### DATASET RECORDS
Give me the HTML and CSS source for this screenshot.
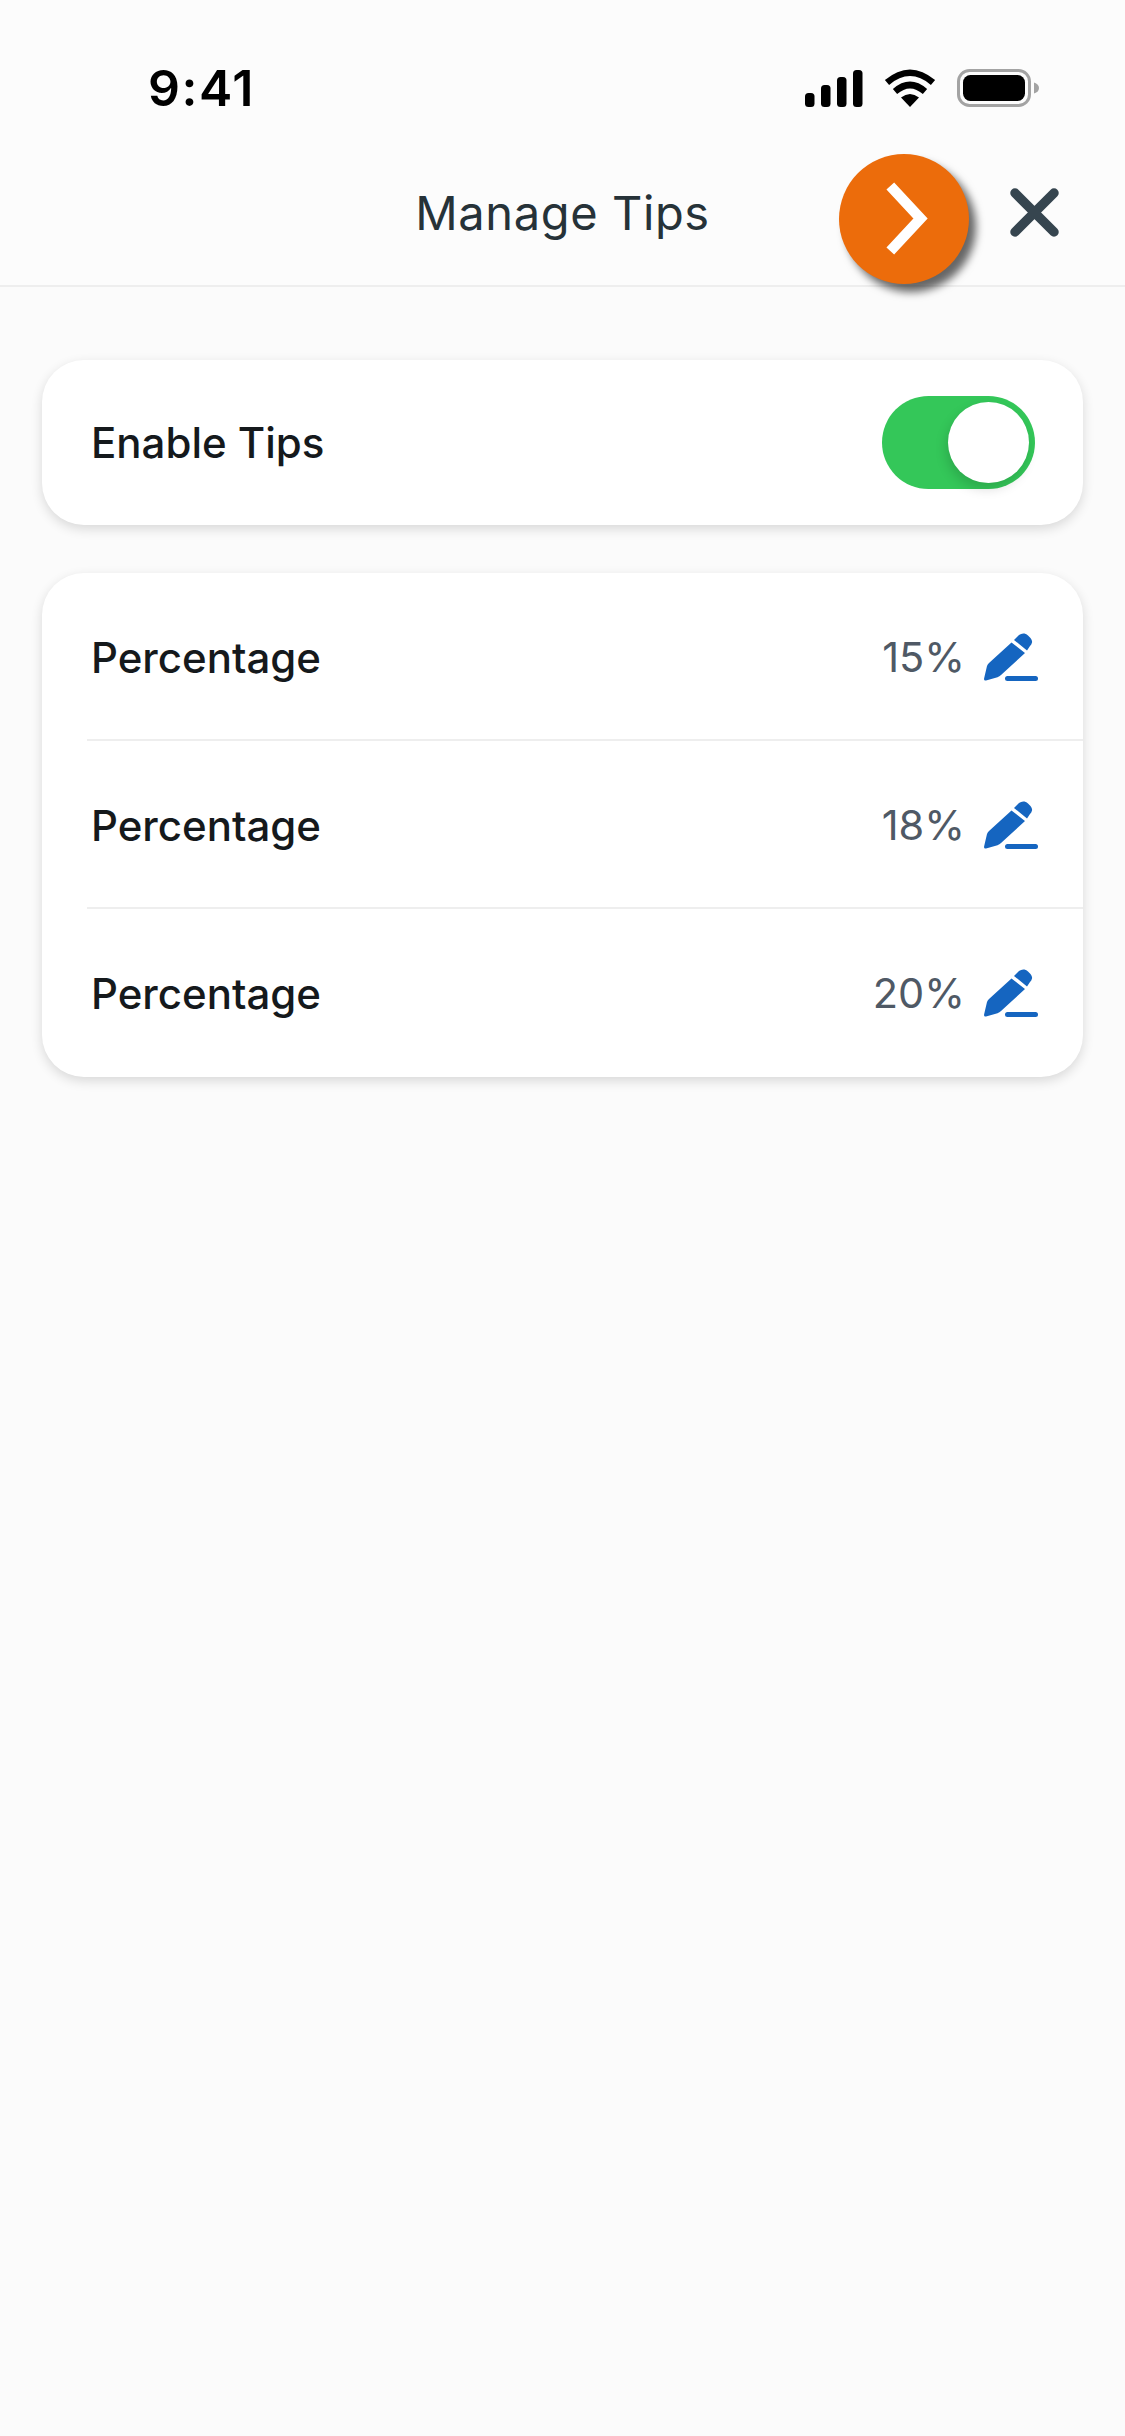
FILE: index.html
```html
<!DOCTYPE html>
<html lang="en">
<head>
    <meta charset="UTF-8">
    <meta name="viewport" content="width=device-width, initial-scale=1.0">
    <title>Manage Tips</title>
    <link rel="stylesheet" href="styles.css">
</head>
<body>
    <div class="status-bar">
        <span class="clock">9:41</span>
        <div class="status-icons">
            <svg class="signal" width="58" height="38" viewBox="0 0 58 38">
                <rect x="0" y="24" width="9.500" height="14" rx="3.500"/>
                <rect x="16" y="16" width="9.500" height="22" rx="3.500"/>
                <rect x="32" y="8" width="9.500" height="30" rx="3.500"/>
                <rect x="48" y="1" width="9.500" height="37" rx="3.500"/>
            </svg>
            <svg class="wifi" width="52" height="38" viewBox="0 0 52 38">
                <path d="M26 38 L17 28.500 Q26 21.500 35 28.500 Z"/>
                <path d="M11 22.500 Q26 9.500 41 22.500" fill="none" stroke="#000" stroke-width="6.500"/>
                <path d="M3 13.500 Q26 -6 49 13.500" fill="none" stroke="#000" stroke-width="6.500"/>
            </svg>
            <svg class="battery" width="83" height="38" viewBox="0 0 83 38">
                <rect x="1.500" y="1.500" width="71" height="35" rx="11" fill="none" stroke="#a3a3a3" stroke-width="3"/>
                <rect x="6" y="6" width="62" height="26" rx="7.500"/>
                <path d="M77 13.500 Q82 15 82 19 Q82 23 77 24.500 Z" fill="#a3a3a3"/>
            </svg>
        </div>
    </div>

    <div class="header">
        <h1 class="title">Manage Tips</h1>
        <div class="fab">
            <svg width="130" height="130" viewBox="0 0 130 130">
                <path d="M51.300 32 L81.500 64.500 L51.300 97" fill="none" stroke="#fff" stroke-width="10.500"/>
            </svg>
        </div>
        <svg class="close" width="49" height="49" viewBox="0 0 49 49">
            <path d="M5 5 L44 44 M44 5 L5 44" fill="none" stroke="#36454f" stroke-width="9.500" stroke-linecap="round"/>
        </svg>
    </div>

    <div class="content">
        <div class="card toggle-row">
            <span class="label">Enable Tips</span>
            <div class="switch"><div class="knob"></div></div>
        </div>

        <div class="card">
            <div class="row">
                <span class="label">Percentage</span>
                <div class="row-value">
                    <span class="percent">15%</span>
                    <svg class="pencil" width="54" height="48" viewBox="0 0 54 48">
                        <path d="M30 7 L35 2 Q37.500 0 40.500 0.500 Q42.500 1 44 2.500 L46.500 5 Q48.500 7.500 48 9.500 Q47.500 11.500 46 13 L43 17.500 Z"/>
                        <path d="M27.500 9.500 L41 20 L17 42 Q15.500 43.500 13.500 44.200 L2 47.500 Q-0.500 48 0.200 45 L3 33 Q3.500 31.500 5 30 Z"/>
                        <rect x="21" y="43" width="33" height="5" rx="2.500"/>
                    </svg>
                </div>
            </div>
            <div class="row">
                <span class="label">Percentage</span>
                <div class="row-value">
                    <span class="percent">18%</span>
                    <svg class="pencil" width="54" height="48" viewBox="0 0 54 48">
                        <path d="M30 7 L35 2 Q37.500 0 40.500 0.500 Q42.500 1 44 2.500 L46.500 5 Q48.500 7.500 48 9.500 Q47.500 11.500 46 13 L43 17.500 Z"/>
                        <path d="M27.500 9.500 L41 20 L17 42 Q15.500 43.500 13.500 44.200 L2 47.500 Q-0.500 48 0.200 45 L3 33 Q3.500 31.500 5 30 Z"/>
                        <rect x="21" y="43" width="33" height="5" rx="2.500"/>
                    </svg>
                </div>
            </div>
            <div class="row">
                <span class="label">Percentage</span>
                <div class="row-value">
                    <span class="percent">20%</span>
                    <svg class="pencil" width="54" height="48" viewBox="0 0 54 48">
                        <path d="M30 7 L35 2 Q37.500 0 40.500 0.500 Q42.500 1 44 2.500 L46.500 5 Q48.500 7.500 48 9.500 Q47.500 11.500 46 13 L43 17.500 Z"/>
                        <path d="M27.500 9.500 L41 20 L17 42 Q15.500 43.500 13.500 44.200 L2 47.500 Q-0.500 48 0.200 45 L3 33 Q3.500 31.500 5 30 Z"/>
                        <rect x="21" y="43" width="33" height="5" rx="2.500"/>
                    </svg>
                </div>
            </div>
        </div>
    </div>
</body>
</html>
```

FILE: styles.css
```css
* { margin: 0; padding: 0; box-sizing: border-box; }
body {
    font-family: Inter, 'Liberation Sans', sans-serif;
    background: #fbfbfb;
    width: 1125px;
    height: 2436px;
    overflow: hidden;
}
.status-bar {
    height: 132px;
    padding: 0 85px 0 148px;
    display: flex;
    justify-content: space-between;
    align-items: flex-start;
    background: #fcfcfc;
}
.clock {
    margin-top: 59px;
    font-size: 50px;
    line-height: 58px;
    font-weight: 600;
    color: #000;
    letter-spacing: 1.500px;
}
.status-icons {
    margin-top: 69px;
    display: flex;
    align-items: center;
    gap: 21px;
}
.status-icons svg { display: block; }
.header {
    position: relative;
    height: 155px;
    padding-top: 8px;
    border-bottom: 2px solid #eeeeee;
    background: #fcfcfc;
    display: flex;
    justify-content: center;
    align-items: center;
}
.title {
    font-size: 47px;
    font-weight: 400;
    color: #263238;
    letter-spacing: 0.600px;
}
.fab {
    position: absolute;
    left: 839px;
    top: 22px;
    width: 130px;
    height: 130px;
    border-radius: 50%;
    background: #ec6c0b;
    box-shadow: 7px 8px 9px rgba(0, 0, 0, 0.6);
}
.fab svg { display: block; }
.close {
    position: absolute;
    left: 1010px;
    top: 56px;
}
.content {
    padding: 73px 42px 0;
    display: flex;
    flex-direction: column;
    gap: 48px;
}
.card {
    background: #fff;
    border-radius: 42px;
    box-shadow: 0 4px 12px rgba(0, 0, 0, 0.14);
}
.toggle-row {
    height: 165px;
    padding: 0 48px 0 49px;
    display: flex;
    justify-content: space-between;
    align-items: center;
}
.label {
    font-size: 42px;
    font-weight: 500;
    color: #15191c;
}
.switch {
    width: 153px;
    height: 93px;
    border-radius: 47px;
    background: #34c759;
    padding: 6px;
    display: flex;
    justify-content: flex-end;
}
.knob {
    width: 81px;
    height: 81px;
    border-radius: 50%;
    background: #fff;
    box-shadow: -2px 6px 12px rgba(0, 0, 0, 0.15);
}
.row {
    height: 168px;
    margin-left: 45px;
    padding-top: 2px;
    padding-right: 45px;
    border-bottom: 2px solid #eeeeee;
    display: flex;
    justify-content: space-between;
    align-items: center;
}
.row:last-child { border-bottom: none; padding-top: 0; }
.row .label { margin-left: 4px; }
.row-value {
    display: flex;
    align-items: center;
    gap: 19px;
}
.percent {
    font-size: 41.500px;
    color: #4f5965;
}
.pencil { display: block; fill: #1565c0; }
```
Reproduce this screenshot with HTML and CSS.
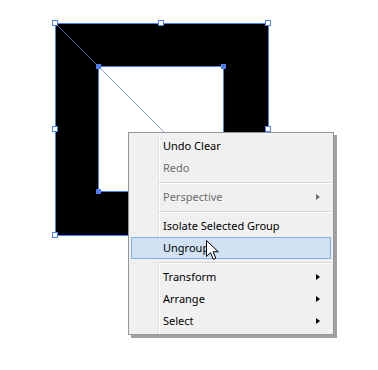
FILE: index.html
```html
<!DOCTYPE html>
<html>

<head>
    <title>Ungroup</title>
    <meta charset="utf-8">
    <link rel="stylesheet" href="styles.css">
</head>

<body>
    <div class="canvas">
        <svg class="artwork" width="378" height="370" viewBox="0 0 378 370">
            <rect x="55" y="23" width="213" height="212" fill="#000"/>
            <rect x="99" y="66" width="125" height="125" fill="#fff"/>
            <g fill="none" stroke="#4c7ff6" stroke-width="1">
                <rect x="55.5" y="23.5" width="213" height="212"/>
                <rect x="98.5" y="66.5" width="125" height="125"/>
            </g>
            <line x1="55.5" y1="23.5" x2="223.5" y2="191.5" stroke="#4c7ff6" stroke-width="0.7"/>
            <g fill="#4c7ff6">
                <rect x="96" y="64" width="5" height="5"/>
                <rect x="221" y="64" width="5" height="5"/>
                <rect x="96" y="189" width="5" height="5"/>
                <rect x="221" y="189" width="5" height="5"/>
            </g>
            <g fill="#fff" stroke="#4c7ff6" stroke-width="1">
                <rect x="52.5" y="20.5" width="5" height="5"/>
                <rect x="158.5" y="20.5" width="5" height="5"/>
                <rect x="265.5" y="20.5" width="5" height="5"/>
                <rect x="52.5" y="126.5" width="5" height="5"/>
                <rect x="265.5" y="126.5" width="5" height="5"/>
                <rect x="52.5" y="232.5" width="5" height="5"/>
            </g>
        </svg>

        <div class="menu">
            <div class="item">Undo Clear</div>
            <div class="item disabled">Redo</div>
            <div class="sep"></div>
            <div class="item disabled has-sub">Perspective</div>
            <div class="sep"></div>
            <div class="item">Isolate Selected Group</div>
            <div class="item active">Ungroup</div>
            <div class="sep"></div>
            <div class="item has-sub">Transform</div>
            <div class="item has-sub">Arrange</div>
            <div class="item has-sub">Select</div>
        </div>

        <svg class="cursor" width="14" height="22" viewBox="0 0 14 22">
            <path d="M0.5 0.5 L0.5 16.5 L4.5 12.7 L7.3 19.3 L9.8 18.2 L7.1 11.8 L12.3 11.8 Z" fill="#fff" stroke="#000" stroke-width="1" stroke-linejoin="miter"/>
        </svg>
    </div>
</body>

</html>
```

FILE: styles.css
```css
body {
    margin: 0;
    background-color: #FFFFFF;
    font-family: "Noto Sans", "Open Sans", sans-serif;
}

.canvas {
    position: relative;
    width: 378px;
    height: 370px;
    overflow: hidden;
}

.artwork {
    display: block;
}

.menu {
    position: absolute;
    left: 128px;
    top: 132px;
    width: 204px;
    padding: 2px 0;
    display: flex;
    flex-direction: column;
    background-color: #F0F0F0;
    border: 1px solid #979797;
    box-shadow: 3px 3px 0 #A0A0A0;
    background-image: linear-gradient(to right, transparent 29px, #E2E3E3 29px, #E2E3E3 30px, #FFFFFF 30px, #FFFFFF 31px, transparent 31px);
}

.item {
    position: relative;
    height: 20px;
    line-height: 20px;
    margin: 0 2px;
    padding-left: 31px;
    border: 1px solid transparent;
    font-size: 11px;
    color: #000000;
}

.item.disabled {
    color: #6D6D6D;
}

.item.active {
    background-color: #D1E3F3;
    border-color: #7DB2E8;
}

.item.has-sub::after {
    content: "";
    position: absolute;
    right: 10px;
    top: 7px;
    border-left: 4px solid #000000;
    border-top: 3.5px solid transparent;
    border-bottom: 3.5px solid transparent;
}

.item.disabled.has-sub::after {
    border-left-color: #6D6D6D;
}

.sep {
    height: 1px;
    margin: 3px 2px 2px 30px;
    background-color: #D7D7D7;
    border-bottom: 1px solid #FFFFFF;
}

.cursor {
    position: absolute;
    left: 206px;
    top: 240px;
}
```
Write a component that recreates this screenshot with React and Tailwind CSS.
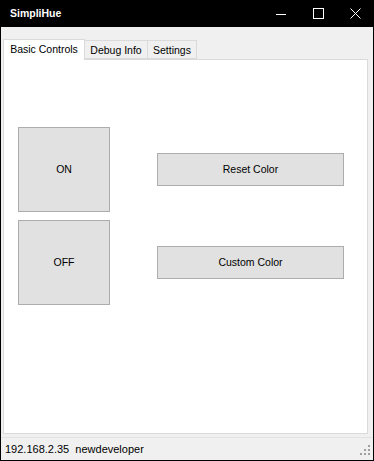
import React, { useState } from 'react';

const font = { fontFamily: '"Liberation Sans", Arial, sans-serif' };

const tabs = [
  { label: 'Basic Controls', w: 'w-[82px]' },
  { label: 'Debug Info', w: 'w-[64px]' },
  { label: 'Settings', w: 'w-[50px]' },
];

const Button = ({ className, children }) => (
  <button className={`flex items-center justify-center bg-[#e1e1e1] border border-[#adadad] text-[10.5px] text-black ${className}`}>
    {children}
  </button>
);

const App = () => {
  const [active, setActive] = useState(0);

  return (
    <div className="w-[374px] h-[461px] flex flex-col bg-[#f0f0f0] border-x border-b border-black text-black" style={font}>
      {/* title bar */}
      <header className="h-[27px] -mx-px bg-black text-white flex items-center shrink-0">
        <span className="pl-[10px] text-[10.5px] font-bold">SimpliHue</span>
        <div className="ml-auto flex items-center h-full pr-px">
          <div className="w-[36px] h-full flex items-center justify-center">
            <svg width="10" height="10" viewBox="0 0 10 10"><path d="M0 5.5h10" stroke="white" strokeWidth="1" /></svg>
          </div>
          <div className="w-[38px] h-full flex items-center justify-center">
            <svg width="11" height="11" viewBox="0 0 11 11"><rect x="0.5" y="0.5" width="10" height="10" fill="none" stroke="white" strokeWidth="1" /></svg>
          </div>
          <div className="w-[36px] h-full flex items-center justify-center">
            <svg width="11" height="11" viewBox="0 0 11 11"><path d="M0.5 0.5l10 10M10.5 0.5l-10 10" stroke="white" strokeWidth="1" /></svg>
          </div>
        </div>
      </header>

      {/* tabs */}
      <div className="flex items-end pl-[2px] pt-[12px] h-[32px] shrink-0">
        {tabs.map((t, i) =>
          i === active ? (
            <button
              key={t.label}
              onClick={() => setActive(i)}
              className={`${t.w} relative z-10 h-[21px] -mb-px ${i > 0 ? '-ml-px' : ''} bg-white border border-b-0 border-[#dadada] text-[10.5px] leading-none flex justify-center items-start pt-[4px] whitespace-nowrap`}
            >
              {t.label}
            </button>
          ) : (
            <button
              key={t.label}
              onClick={() => setActive(i)}
              className={`${t.w} h-[19px] -ml-px bg-[#f0f0f0] border border-[#dadada] text-[10.5px] leading-none flex justify-center items-start pt-[4px] whitespace-nowrap`}
            >
              {t.label}
            </button>
          )
        )}
      </div>

      {/* tab page */}
      <section className="ml-[2px] mr-[5px] h-[375px] bg-white border border-[#dadada] shrink-0">
        <div className="pl-[14px] pt-[67px] flex flex-col gap-[8px]">
          <div className="flex items-center gap-[47px]">
            <Button className="w-[92px] h-[85px]">ON</Button>
            <Button className="w-[187px] h-[33px]">Reset Color</Button>
          </div>
          <div className="flex items-center gap-[47px]">
            <Button className="w-[92px] h-[85px]">OFF</Button>
            <Button className="w-[187px] h-[33px]">Custom Color</Button>
          </div>
        </div>
      </section>

      {/* status bar */}
      <footer className="flex-1 mt-[3px] border-t border-[#e3e3e3] flex items-center relative">
        <span className="pl-[4px] pt-px text-[11px] whitespace-pre">192.168.2.35  newdeveloper</span>
        <div className="absolute right-[3px] bottom-[5px] grid grid-cols-3 gap-[2px]">
          {[0, 0, 1, 0, 1, 1, 1, 1, 1].map((v, i) => (
            <span key={i} className={`w-[2px] h-[2px] ${v ? 'bg-[#a0a0a0]' : ''}`} />
          ))}
        </div>
      </footer>
    </div>
  );
};

export default App;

### EXERCISE OBJECTIVE
Look through the entries above; copy each line where the string "screenshot" appears.

### ANSWER TO THE EXERCISE
Give me the HTML and CSS source for this screenshot.
Reproduce this screenshot with HTML and CSS.
Write a component that recreates this screenshot with React and Tailwind CSS.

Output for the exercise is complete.